Go through the listing and set it down exactly, leaving out its pictures.

=== GIVEN ENTRIES ===

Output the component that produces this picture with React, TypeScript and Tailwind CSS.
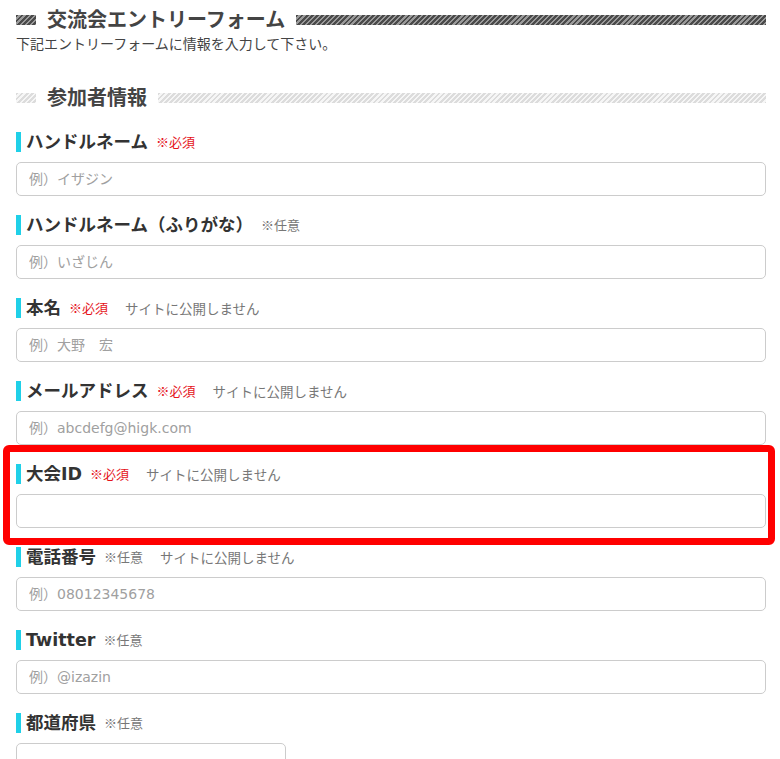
import { ReactNode } from "react"

const font = { fontFamily: '"DejaVu Sans", "Noto Sans CJK JP", sans-serif' }
const jp = { fontFamily: '"Noto Sans CJK JP", sans-serif' }

type FieldProps = {
  label: string
  required?: boolean
  note?: boolean
  placeholder?: string
  select?: boolean
}

function Field({ label, required, note, placeholder, select }: FieldProps) {
  return (
    <div className="flex flex-col gap-2">
      <div className="flex items-center h-6">
        <span className="w-[5px] h-5 bg-[#1fd0e8] mr-[5px]" />
        <span className="text-[17.5px] font-bold text-[#333]">{label}</span>
        {required ? (
          <span className="ml-2 text-[13px] text-[#e5131b]" style={jp}>※必須</span>
        ) : (
          <span className="ml-2 text-[13px] text-[#777]" style={jp}>※任意</span>
        )}
        {note && (
          <span className="ml-[17px] text-[13.5px] text-[#777]" style={jp}>
            サイトに公開しません
          </span>
        )}
      </div>
      {select ? (
        <select className="appearance-none w-[270px] h-[34px] border border-[#ccc] rounded-[5px] bg-white" />
      ) : (
        <input
          className="w-full h-[34px] border border-[#ccc] rounded-[5px] px-3 text-[14px] text-[#333] placeholder:text-[#a0a0a0] outline-none"
          placeholder={placeholder}
        />
      )}
    </div>
  )
}

function Heading({ children, dark }: { children: ReactNode; dark?: boolean }) {
  const stripe = dark
    ? "bg-[repeating-linear-gradient(135deg,#4a4a4a_0_2px,#9a9a9a_2px_3.6px)]"
    : "bg-[repeating-linear-gradient(135deg,#dcdcdc_0_2px,#f6f6f6_2px_3.6px)]"
  return (
    <div className="flex items-center gap-[11px] h-6">
      <span className={`w-[20px] h-[10px] ${stripe}`} />
      <h2 className="text-[20px] font-bold text-[#444] leading-6">{children}</h2>
      <span className={`flex-1 h-[10px] ${stripe}`} />
    </div>
  )
}

export default function App() {
  return (
    <div className="bg-white min-h-screen pl-4 pr-[14px] pt-2" style={font}>
      <Heading dark>交流会エントリーフォーム</Heading>
      <p className="mt-[2px] text-[14px] leading-5 text-[#444]">下記エントリーフォームに情報を入力して下さい。</p>

      <div className="mt-8">
        <Heading>参加者情報</Heading>
      </div>

      <div className="mt-5 flex flex-col gap-[17px]">
        <Field label="ハンドルネーム" required placeholder="例）イザジン" />
        <Field label="ハンドルネーム（ふりがな）" placeholder="例）いざじん" />
        <Field label="本名" required note placeholder="例）大野　宏" />
        <Field label="メールアドレス" required note placeholder="例）abcdefg@higk.com" />
        <div className="relative">
          <Field label="大会ID" required note />
          <div className="absolute -top-[17px] -bottom-[17px] -left-[13px] -right-[9px] border-[7px] border-[#ff0000] rounded-[6px] pointer-events-none" />
        </div>
        <Field label="電話番号" note placeholder="例）08012345678" />
        <Field label="Twitter" placeholder="例）@izazin" />
        <Field label="都道府県" select />
      </div>
    </div>
  )
}
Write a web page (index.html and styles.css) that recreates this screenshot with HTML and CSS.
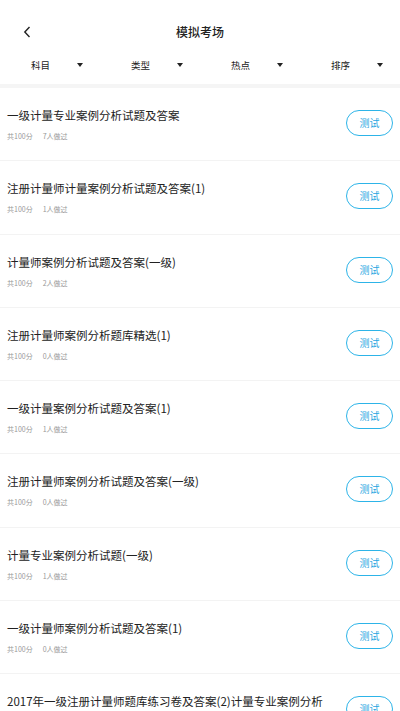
FILE: index.html
```html
<!DOCTYPE html>
<html lang="zh">
<head>
<meta charset="utf-8">
<link rel="stylesheet" href="styles.css">
</head>
<body>
<div class="page">
  <header class="topbar">
    <span class="back"><svg width="8" height="12" viewBox="0 0 8 12"><path d="M6.5 1 L1.8 6 L6.5 11" fill="none" stroke="#222" stroke-width="1.4"/></svg></span>
    <h1 class="title">模拟考场</h1>
  </header>
  <nav class="filters">
    <div class="filter"><span class="label">科目</span><span class="tri"></span></div>
    <div class="filter"><span class="label">类型</span><span class="tri"></span></div>
    <div class="filter"><span class="label">热点</span><span class="tri"></span></div>
    <div class="filter"><span class="label">排序</span><span class="tri"></span></div>
  </nav>
  <div class="band"></div>
  <ul class="list">
    <li class="item"><div class="info"><div class="name">一级计量专业案例分析试题及答案</div><div class="meta"><span>共100分</span><span>7人做过</span></div></div><button class="test">测试</button></li>
    <li class="item"><div class="info"><div class="name">注册计量师计量案例分析试题及答案(1)</div><div class="meta"><span>共100分</span><span>1人做过</span></div></div><button class="test">测试</button></li>
    <li class="item"><div class="info"><div class="name">计量师案例分析试题及答案(一级)</div><div class="meta"><span>共100分</span><span>2人做过</span></div></div><button class="test">测试</button></li>
    <li class="item"><div class="info"><div class="name">注册计量师案例分析题库精选(1)</div><div class="meta"><span>共100分</span><span>0人做过</span></div></div><button class="test">测试</button></li>
    <li class="item"><div class="info"><div class="name">一级计量案例分析试题及答案(1)</div><div class="meta"><span>共100分</span><span>1人做过</span></div></div><button class="test">测试</button></li>
    <li class="item"><div class="info"><div class="name">注册计量师案例分析试题及答案(一级)</div><div class="meta"><span>共100分</span><span>0人做过</span></div></div><button class="test">测试</button></li>
    <li class="item"><div class="info"><div class="name">计量专业案例分析试题(一级)</div><div class="meta"><span>共100分</span><span>1人做过</span></div></div><button class="test">测试</button></li>
    <li class="item"><div class="info"><div class="name">一级计量师案例分析试题及答案(1)</div><div class="meta"><span>共100分</span><span>0人做过</span></div></div><button class="test">测试</button></li>
    <li class="item"><div class="info"><div class="name">2017年一级注册计量师题库练习卷及答案(2)计量专业案例分析</div><div class="meta"><span>共100分</span><span>0人做过</span></div></div><button class="test">测试</button></li>
  </ul>
</div>
</body>
</html>
```
FILE: styles.css
```css
* { box-sizing: border-box; margin: 0; padding: 0; }
html, body { background: #fff; }
body { font-family: "Noto Sans CJK SC", "Noto Sans", sans-serif; color: #222; overflow: hidden; }
.page { width: 400px; }
.topbar { height: 48px; position: relative; display: flex; justify-content: center; padding-top: 24px; }
.back { position: absolute; left: 23px; top: 26px; display: flex; }
.title { font-size: 12px; line-height: 16px; font-weight: 500; color: #222; }
.filters { height: 36px; display: grid; grid-template-columns: repeat(4, 1fr); align-items: center; }
.filter { display: flex; align-items: center; padding-left: 31px; padding-bottom: 2px; }
.label { font-size: 9.5px; line-height: 12px; color: #222; width: 46px; }
.tri { width: 0; height: 0; border-left: 3.5px solid transparent; border-right: 3.5px solid transparent; border-top: 4px solid #222; }
.band { height: 4px; background: #f5f5f5; }
.list { list-style: none; }
.item { height: 73.3px; border-bottom: 1px solid #f3f3f3; display: flex; justify-content: space-between; align-items: flex-start; padding: 0 7px; }
.info { padding-top: 19px; width: 330px; }
.name { font-size: 11.5px; line-height: 16px; color: #222; white-space: nowrap; }
.meta { margin-top: 8px; font-size: 7px; line-height: 10px; color: #999; display: flex; gap: 10px; }
.test { margin-top: 22px; width: 47px; height: 26px; border: 1px solid #2db4e8; border-radius: 13px; background: #fff; color: #1fa6df; font-family: inherit; font-size: 10px; line-height: 24px; flex-shrink: 0; }
```
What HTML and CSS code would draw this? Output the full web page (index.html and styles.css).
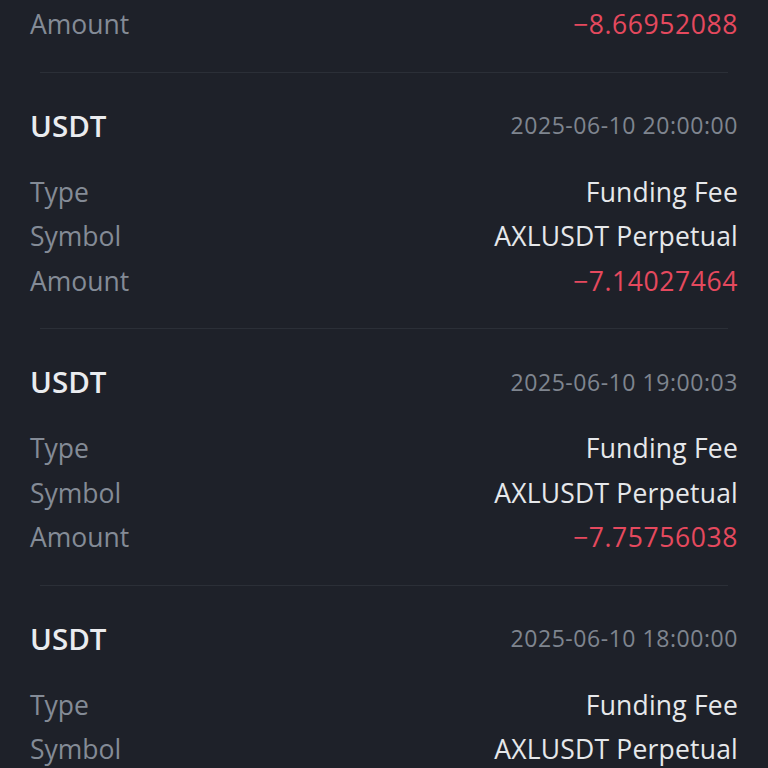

===

» RESPONSE
Output the component that produces this picture with React, TypeScript and Tailwind CSS.
import { ReactNode } from "react"

const font = { fontFamily: '"DejaVu Sans", "Noto Sans CJK JP", sans-serif' }
const jp = { fontFamily: '"Noto Sans CJK JP", sans-serif' }

type FieldProps = {
  label: string
  required?: boolean
  note?: boolean
  placeholder?: string
  select?: boolean
}

function Field({ label, required, note, placeholder, select }: FieldProps) {
  return (
    <div className="flex flex-col gap-2">
      <div className="flex items-center h-6">
        <span className="w-[5px] h-5 bg-[#1fd0e8] mr-[5px]" />
        <span className="text-[17.5px] font-bold text-[#333]">{label}</span>
        {required ? (
          <span className="ml-2 text-[13px] text-[#e5131b]" style={jp}>※必須</span>
        ) : (
          <span className="ml-2 text-[13px] text-[#777]" style={jp}>※任意</span>
        )}
        {note && (
          <span className="ml-[17px] text-[13.5px] text-[#777]" style={jp}>
            サイトに公開しません
          </span>
        )}
      </div>
      {select ? (
        <select className="appearance-none w-[270px] h-[34px] border border-[#ccc] rounded-[5px] bg-white" />
      ) : (
        <input
          className="w-full h-[34px] border border-[#ccc] rounded-[5px] px-3 text-[14px] text-[#333] placeholder:text-[#a0a0a0] outline-none"
          placeholder={placeholder}
        />
      )}
    </div>
  )
}

function Heading({ children, dark }: { children: ReactNode; dark?: boolean }) {
  const stripe = dark
    ? "bg-[repeating-linear-gradient(135deg,#4a4a4a_0_2px,#9a9a9a_2px_3.6px)]"
    : "bg-[repeating-linear-gradient(135deg,#dcdcdc_0_2px,#f6f6f6_2px_3.6px)]"
  return (
    <div className="flex items-center gap-[11px] h-6">
      <span className={`w-[20px] h-[10px] ${stripe}`} />
      <h2 className="text-[20px] font-bold text-[#444] leading-6">{children}</h2>
      <span className={`flex-1 h-[10px] ${stripe}`} />
    </div>
  )
}

export default function App() {
  return (
    <div className="bg-white min-h-screen pl-4 pr-[14px] pt-2" style={font}>
      <Heading dark>交流会エントリーフォーム</Heading>
      <p className="mt-[2px] text-[14px] leading-5 text-[#444]">下記エントリーフォームに情報を入力して下さい。</p>

      <div className="mt-8">
        <Heading>参加者情報</Heading>
      </div>

      <div className="mt-5 flex flex-col gap-[17px]">
        <Field label="ハンドルネーム" required placeholder="例）イザジン" />
        <Field label="ハンドルネーム（ふりがな）" placeholder="例）いざじん" />
        <Field label="本名" required note placeholder="例）大野　宏" />
        <Field label="メールアドレス" required note placeholder="例）abcdefg@higk.com" />
        <div className="relative">
          <Field label="大会ID" required note />
          <div className="absolute -top-[17px] -bottom-[17px] -left-[13px] -right-[9px] border-[7px] border-[#ff0000] rounded-[6px] pointer-events-none" />
        </div>
        <Field label="電話番号" note placeholder="例）08012345678" />
        <Field label="Twitter" placeholder="例）@izazin" />
        <Field label="都道府県" select />
      </div>
    </div>
  )
}
Write a web page (index.html and styles.css) that recreates this screenshot with HTML and CSS.
FILE: index.html
```html
<!DOCTYPE html>
<html lang="zh">
<head>
<meta charset="utf-8">
<link rel="stylesheet" href="styles.css">
</head>
<body>
<div class="page">
  <header class="topbar">
    <span class="back"><svg width="8" height="12" viewBox="0 0 8 12"><path d="M6.5 1 L1.8 6 L6.5 11" fill="none" stroke="#222" stroke-width="1.4"/></svg></span>
    <h1 class="title">模拟考场</h1>
  </header>
  <nav class="filters">
    <div class="filter"><span class="label">科目</span><span class="tri"></span></div>
    <div class="filter"><span class="label">类型</span><span class="tri"></span></div>
    <div class="filter"><span class="label">热点</span><span class="tri"></span></div>
    <div class="filter"><span class="label">排序</span><span class="tri"></span></div>
  </nav>
  <div class="band"></div>
  <ul class="list">
    <li class="item"><div class="info"><div class="name">一级计量专业案例分析试题及答案</div><div class="meta"><span>共100分</span><span>7人做过</span></div></div><button class="test">测试</button></li>
    <li class="item"><div class="info"><div class="name">注册计量师计量案例分析试题及答案(1)</div><div class="meta"><span>共100分</span><span>1人做过</span></div></div><button class="test">测试</button></li>
    <li class="item"><div class="info"><div class="name">计量师案例分析试题及答案(一级)</div><div class="meta"><span>共100分</span><span>2人做过</span></div></div><button class="test">测试</button></li>
    <li class="item"><div class="info"><div class="name">注册计量师案例分析题库精选(1)</div><div class="meta"><span>共100分</span><span>0人做过</span></div></div><button class="test">测试</button></li>
    <li class="item"><div class="info"><div class="name">一级计量案例分析试题及答案(1)</div><div class="meta"><span>共100分</span><span>1人做过</span></div></div><button class="test">测试</button></li>
    <li class="item"><div class="info"><div class="name">注册计量师案例分析试题及答案(一级)</div><div class="meta"><span>共100分</span><span>0人做过</span></div></div><button class="test">测试</button></li>
    <li class="item"><div class="info"><div class="name">计量专业案例分析试题(一级)</div><div class="meta"><span>共100分</span><span>1人做过</span></div></div><button class="test">测试</button></li>
    <li class="item"><div class="info"><div class="name">一级计量师案例分析试题及答案(1)</div><div class="meta"><span>共100分</span><span>0人做过</span></div></div><button class="test">测试</button></li>
    <li class="item"><div class="info"><div class="name">2017年一级注册计量师题库练习卷及答案(2)计量专业案例分析</div><div class="meta"><span>共100分</span><span>0人做过</span></div></div><button class="test">测试</button></li>
  </ul>
</div>
</body>
</html>
```
FILE: styles.css
```css
* { box-sizing: border-box; margin: 0; padding: 0; }
html, body { background: #fff; }
body { font-family: "Noto Sans CJK SC", "Noto Sans", sans-serif; color: #222; overflow: hidden; }
.page { width: 400px; }
.topbar { height: 48px; position: relative; display: flex; justify-content: center; padding-top: 24px; }
.back { position: absolute; left: 23px; top: 26px; display: flex; }
.title { font-size: 12px; line-height: 16px; font-weight: 500; color: #222; }
.filters { height: 36px; display: grid; grid-template-columns: repeat(4, 1fr); align-items: center; }
.filter { display: flex; align-items: center; padding-left: 31px; padding-bottom: 2px; }
.label { font-size: 9.5px; line-height: 12px; color: #222; width: 46px; }
.tri { width: 0; height: 0; border-left: 3.5px solid transparent; border-right: 3.5px solid transparent; border-top: 4px solid #222; }
.band { height: 4px; background: #f5f5f5; }
.list { list-style: none; }
.item { height: 73.3px; border-bottom: 1px solid #f3f3f3; display: flex; justify-content: space-between; align-items: flex-start; padding: 0 7px; }
.info { padding-top: 19px; width: 330px; }
.name { font-size: 11.5px; line-height: 16px; color: #222; white-space: nowrap; }
.meta { margin-top: 8px; font-size: 7px; line-height: 10px; color: #999; display: flex; gap: 10px; }
.test { margin-top: 22px; width: 47px; height: 26px; border: 1px solid #2db4e8; border-radius: 13px; background: #fff; color: #1fa6df; font-family: inherit; font-size: 10px; line-height: 24px; flex-shrink: 0; }
```
What HTML and CSS code would draw this? Output the full web page (index.html and styles.css).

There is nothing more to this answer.